Flight Risk (2025) Review: Mel Gibson’s First Directorial Effort in Nine Years is a Bumpy Ride of an Airplane Thriller
Flight Risk marks the return of Mel Gibson calling the shots as a director, his first since Hacksaw Ridge nine years ago. And yet, instead of feeling it’s going to be a movie worth looking forward to judging by Gibson’s past directorial prowess alone seen in Braveheart, Apocalypto and the aforementioned 2016 war drama, I still can’t help but feel this is uncharacteristically odd to see his name here.
A movie like Flight Risk feels right up in say, Jaume Collet-Serra’s or Renny Harlin’s wheelhouse. It makes me think this movie is more of a work-for-hire than something visionary or ambitious from someone like Mel Gibson.

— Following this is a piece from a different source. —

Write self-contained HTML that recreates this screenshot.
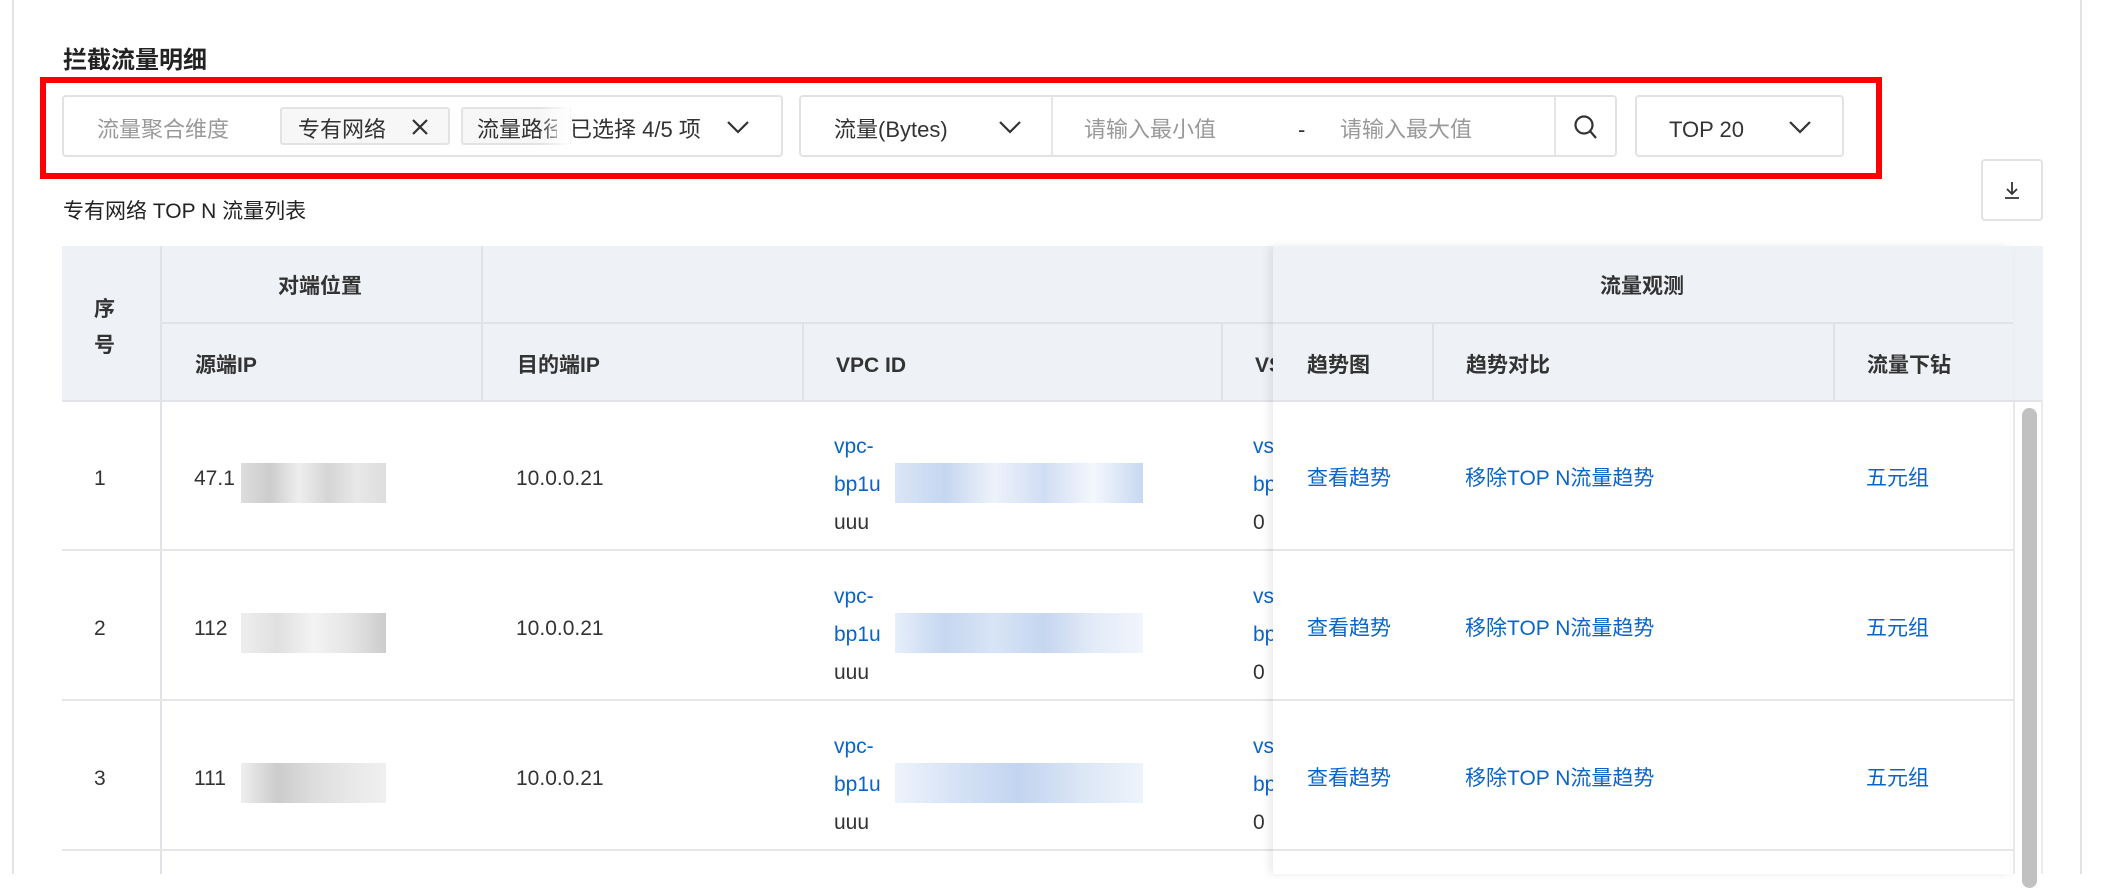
<!DOCTYPE html>
<html><head><meta charset="utf-8"><style>
*{margin:0;padding:0;box-sizing:border-box}
body{width:2102px;height:874px;background:#fff;position:relative;overflow:hidden;font-family:"Liberation Sans","Noto Sans CJK SC",sans-serif;color:#333;font-size:21px}
.a{position:absolute;white-space:nowrap;line-height:30px}
.box{position:absolute;border:2px solid #e2e2e2;border-radius:4px;background:#fff}
.ph{color:#999}
.tag{position:absolute;background:#f7f7f7;border:2px solid #e3e3e3;border-radius:3px;height:38px;top:107px}
.hd{background:#eef1f6}
.vl{position:absolute;width:2px;background:#dfe2e7}
.hl{position:absolute;height:2px;background:#e6e6e6}
.b{font-weight:bold}
.lk{color:#0a64c8}
.blk{position:absolute}
</style></head><body>
<div class="a" style="left:12px;top:0;width:2px;height:874px;background:#e3e3e3"></div>
<div class="a" style="left:2080px;top:0;width:2px;height:874px;background:#e3e3e3"></div>

<div class="a b" style="left:63px;top:46px;font-size:24px;color:#222">拦截流量明细</div>

<div class="a" style="left:40px;top:77px;width:1842px;height:102px;border:6px solid #f00"></div>

<div class="box" style="left:62px;top:95px;width:721px;height:62px"></div>
<div class="a ph" style="left:97px;top:115px;font-size:22px">流量聚合维度</div>
<div class="tag" style="left:280px;width:170px"></div>
<div class="a" style="left:298px;top:115px;font-size:22px">专有网络</div>
<svg class="a" style="left:410px;top:117px" width="20" height="20" viewBox="0 0 20 20"><path d="M3 3L17 17M17 3L3 17" stroke="#333" stroke-width="2.2"/></svg>
<div class="tag" style="left:461px;width:110px;border-right:none"></div>
<div class="a" style="left:477px;top:115px;font-size:22px;width:80px;overflow:hidden">流量路径</div>
<div class="a" style="left:540px;top:105px;width:30px;height:42px;background:linear-gradient(90deg,rgba(255,255,255,0),#fff)"></div>
<div class="a" style="left:570px;top:115px;font-size:22px">已选择 4/5 项</div>
<svg class="a" style="left:726px;top:119px" width="24" height="16" viewBox="0 0 24 16"><path d="M2 3L12 13L22 3" stroke="#333" stroke-width="2.2" fill="none"/></svg>

<div class="box" style="left:799px;top:95px;width:818px;height:62px"></div>
<div class="a" style="left:834px;top:115px;font-size:22px">流量(Bytes)</div>
<svg class="a" style="left:998px;top:119px" width="24" height="16" viewBox="0 0 24 16"><path d="M2 3L12 13L22 3" stroke="#333" stroke-width="2.2" fill="none"/></svg>
<div class="a" style="left:1051px;top:97px;width:2px;height:58px;background:#e6e6e6"></div>
<div class="a ph" style="left:1084px;top:115px;font-size:22px">请输入最小值</div>
<div class="a" style="left:1298px;top:115px;font-size:22px">-</div>
<div class="a ph" style="left:1340px;top:115px;font-size:22px">请输入最大值</div>
<div class="a" style="left:1554px;top:97px;width:2px;height:58px;background:#e6e6e6"></div>
<svg class="a" style="left:1572px;top:113px" width="28" height="28" viewBox="0 0 28 28"><circle cx="12" cy="12" r="8.5" stroke="#333" stroke-width="2.2" fill="none"/><path d="M18 18L24 25" stroke="#333" stroke-width="2.2"/></svg>

<div class="box" style="left:1635px;top:95px;width:209px;height:62px"></div>
<div class="a" style="left:1669px;top:115px;font-size:22px">TOP 20</div>
<svg class="a" style="left:1788px;top:119px" width="24" height="16" viewBox="0 0 24 16"><path d="M2 3L12 13L22 3" stroke="#333" stroke-width="2.2" fill="none"/></svg>

<div class="box" style="left:1981px;top:159px;width:62px;height:62px"></div>
<svg class="a" style="left:2002px;top:180px" width="20" height="20" viewBox="0 0 20 20"><path d="M10 2V14M5 9L10 14L15 9M3 18H17" stroke="#333" stroke-width="1.8" fill="none"/></svg>

<div class="a" style="left:63px;top:197px;font-size:21px;color:#222">专有网络 TOP N 流量列表</div>

<div class="a hd" style="left:62px;top:246px;width:1981px;height:155px"></div>
<div class="hl" style="left:161px;top:322px;width:1852px;background:#dfe2e7"></div>
<div class="hl" style="left:62px;top:400px;width:1981px;background:#e2e4e8"></div>
<div class="vl" style="left:160px;top:246px;height:628px"></div>
<div class="vl" style="left:481px;top:246px;height:155px"></div>
<div class="vl" style="left:802px;top:323px;height:78px"></div>
<div class="vl" style="left:1221px;top:323px;height:78px"></div>
<div class="a b" style="left:94px;top:292px;line-height:36px;white-space:normal;width:24px">序<br>号</div>
<div class="a b" style="left:278px;top:272px">对端位置</div>
<div class="a b" style="left:195px;top:351px">源端IP</div>
<div class="a b" style="left:517px;top:351px">目的端IP</div>
<div class="a b" style="left:836px;top:351px">VPC ID</div>
<div class="a b" style="left:1255px;top:351px">VS</div>

<div class="hl" style="left:62px;top:549px;width:1951px"></div>
<div class="hl" style="left:62px;top:699px;width:1951px"></div>
<div class="hl" style="left:62px;top:849px;width:1951px"></div>

<div class="a" style="left:94px;top:464px">1</div>
<div class="a" style="left:94px;top:614px">2</div>
<div class="a" style="left:94px;top:764px">3</div>
<div class="a" style="left:194px;top:464px">47.1</div>
<div class="a" style="left:194px;top:614px">112</div>
<div class="a" style="left:194px;top:764px">111</div>
<div class="blk" style="left:241px;top:463px;width:145px;height:40px;background:linear-gradient(90deg,#ddd,#ccc,#eee,#d5d5d5,#e8e8e8,#ddd)"></div>
<div class="blk" style="left:241px;top:613px;width:145px;height:40px;background:linear-gradient(90deg,#eee,#e0e0e0,#f3f3f3,#e5e5e5,#ccc)"></div>
<div class="blk" style="left:241px;top:763px;width:145px;height:40px;background:linear-gradient(90deg,#eee,#ccc,#ddd,#e8e8e8,#f0f0f0)"></div>
<div class="a" style="left:516px;top:464px">10.0.0.21</div>
<div class="a" style="left:516px;top:614px">10.0.0.21</div>
<div class="a" style="left:516px;top:764px">10.0.0.21</div>

<div class="a lk" style="left:834px;top:428px;line-height:38px;white-space:normal;width:60px">vpc-<br>bp1u<br><span style="color:#333">uuu</span></div>
<div class="a lk" style="left:834px;top:578px;line-height:38px;white-space:normal;width:60px">vpc-<br>bp1u<br><span style="color:#333">uuu</span></div>
<div class="a lk" style="left:834px;top:728px;line-height:38px;white-space:normal;width:60px">vpc-<br>bp1u<br><span style="color:#333">uuu</span></div>
<div class="blk" style="left:895px;top:463px;width:248px;height:40px;background:linear-gradient(90deg,#dbe6f6,#c5d6f0,#edf2fa,#d0def3,#f4f7fc,#c8d8f1)"></div>
<div class="blk" style="left:895px;top:613px;width:248px;height:40px;background:linear-gradient(90deg,#e6eefa,#c6d7f0,#d8e4f6,#c5d6f0,#e3ebf8,#f1f5fc)"></div>
<div class="blk" style="left:895px;top:763px;width:248px;height:40px;background:linear-gradient(90deg,#eef3fb,#d6e2f5,#c2d4ef,#dbe6f6,#eef3fb)"></div>
<div class="a lk" style="left:1253px;top:428px;line-height:38px;white-space:normal;width:30px">vs<br>bp<br><span style="color:#333">0</span></div>
<div class="a lk" style="left:1253px;top:578px;line-height:38px;white-space:normal;width:30px">vs<br>bp<br><span style="color:#333">0</span></div>
<div class="a lk" style="left:1253px;top:728px;line-height:38px;white-space:normal;width:30px">vs<br>bp<br><span style="color:#333">0</span></div>

<div class="a" style="left:1273px;top:246px;width:740px;height:628px;background:#fff;box-shadow:-4px 0 8px rgba(0,0,0,0.08)"></div>
<div class="a hd" style="left:1273px;top:246px;width:740px;height:155px"></div>
<div class="hl" style="left:1273px;top:322px;width:740px;background:#dfe2e7"></div>
<div class="hl" style="left:1273px;top:400px;width:740px;background:#e2e4e8"></div>
<div class="vl" style="left:1432px;top:323px;height:78px"></div>
<div class="vl" style="left:1833px;top:323px;height:78px"></div>
<div class="a b" style="left:1600px;top:272px">流量观测</div>
<div class="a b" style="left:1307px;top:351px">趋势图</div>
<div class="a b" style="left:1466px;top:351px">趋势对比</div>
<div class="a b" style="left:1867px;top:351px">流量下钻</div>
<div class="hl" style="left:1273px;top:549px;width:740px"></div>
<div class="hl" style="left:1273px;top:699px;width:740px"></div>
<div class="hl" style="left:1273px;top:849px;width:740px"></div>
<div class="a lk" style="left:1307px;top:464px">查看趋势</div>
<div class="a lk" style="left:1307px;top:614px">查看趋势</div>
<div class="a lk" style="left:1307px;top:764px">查看趋势</div>
<div class="a lk" style="left:1465px;top:464px">移除TOP N流量趋势</div>
<div class="a lk" style="left:1465px;top:614px">移除TOP N流量趋势</div>
<div class="a lk" style="left:1465px;top:764px">移除TOP N流量趋势</div>
<div class="a lk" style="left:1866px;top:464px">五元组</div>
<div class="a lk" style="left:1866px;top:614px">五元组</div>
<div class="a lk" style="left:1866px;top:764px">五元组</div>

<div class="a" style="left:2013px;top:401px;width:2px;height:473px;background:#e8e8e8"></div>
<div class="a" style="left:2022px;top:408px;width:15px;height:480px;background:#c1c1c1;border-radius:8px"></div>
<div class="a" style="left:2041px;top:401px;width:2px;height:473px;background:#ececec"></div>
</body></html>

Perhaps he’s been falling out of favour for too long since his acting career already suffered a continuous slump with a string of forgettable B-movies. It’s not like Gibson in his autopilot mode here as Flight Risk does get off to a promising start for the first 30 minutes or so.
Some shoddy special effects aside including a CGI moose seen in the opening scene, Gibson, working from Jared Rosenberg’s debut screenplay, doesn’t waste time getting his movie up to speed: A deputy U.S. marshal Madolyn (Michelle Dockery) and two officers manage to track down the runaway mob accountant Winston (Topher Grace), who is laying low in a motel somewhere in Alaska. She needs him to testify against the mob in court but before that, the two need to board a small plane heading to Seattle.
The pilot in charge of the flight is a talkative guy named Daryl (Mark Wahlberg) who wears his baseball cap backwards. Winston, in the meantime, is chained and cuffed to a chair at the back. Everything looks fine and on schedule at first with the plane eventually taking off from the runway. A few small talks between Madolyn and Daryl later, it isn’t long before Winston discovers something on the floor that surprises him and particularly demands Madolyn’s attention.
Soon, Daryl’s cover is blown after he turns out to be a hitman working for the mob in charge of getting rid of Winston. An ensuing scuffle follows but Madolyn finally manages to knock him down before restraining the unconscious Daryl at the back of the plane. So far, so good as Gibson manages to keep the pace brisk and economical, even though the distracting CGI background can be a turn-off.
Okay, so Daryl is subdued and what’s next? Who’s going to fly the plane? Neither Madolyn nor Winston know how to do it and it’s ultimately up to the former to try and take control of the plane. Since she is inexperienced and has to rely on someone else through radio communication, a pilot named Hassan (voiced by Maaz Ali) tries his best in every way he can to guide her on how to fly the plane.
For someone like Madolyn who doesn’t have a clue about flying a plane, she gets the hang of it pretty fast as if she’s learning how to ride a bicycle. I was hoping Gibson wouldn’t resort to such a narrative shortcut, which in turn, botches the opportunity to stage suspenseful moments of Madolyn struggling to control the plane. It doesn’t help either when the movie tries to lighten up a little with Hassan still has time to flirt with her, which feels awkwardly misplaced.
The movie also attempts to throw in some red herrings as Madolyn tries to find out the mole who leaks the information and so on. And after a while, it starts running out of gas — as in the movie, not the plane — with a series of increasingly mundane moments. Perhaps the biggest problem lies in the high-stakes scenario peaks too early with Daryl sitting on the back, all handcuffed and motionless. He does awake at one point and a similar situation repeats.
But the action still suffers from the stop-start momentum, making me wonder whether Gibson is clueless in sustaining the tension and suspense that could have rendered a sense of claustrophobic dread within the confines of a small plane. As for the cast, Dockery looks the part playing a tough and no-nonsense deputy U.S. marshal Madolyn while Grace is ideally typecast as the nervous mob accountant Winston.
Wahlberg, who sports a rather odd-looking male pattern baldness, even though he is reportedly gone all method by actually shaving his head, had a field day playing an unhinged character since Fear back in 1996. Too bad the clunky and sometimes cheesy dialogue along with the erratic pace, particularly in the sluggish midsection and dodgy special effects often preventing Flight Risk from reaching its full potential.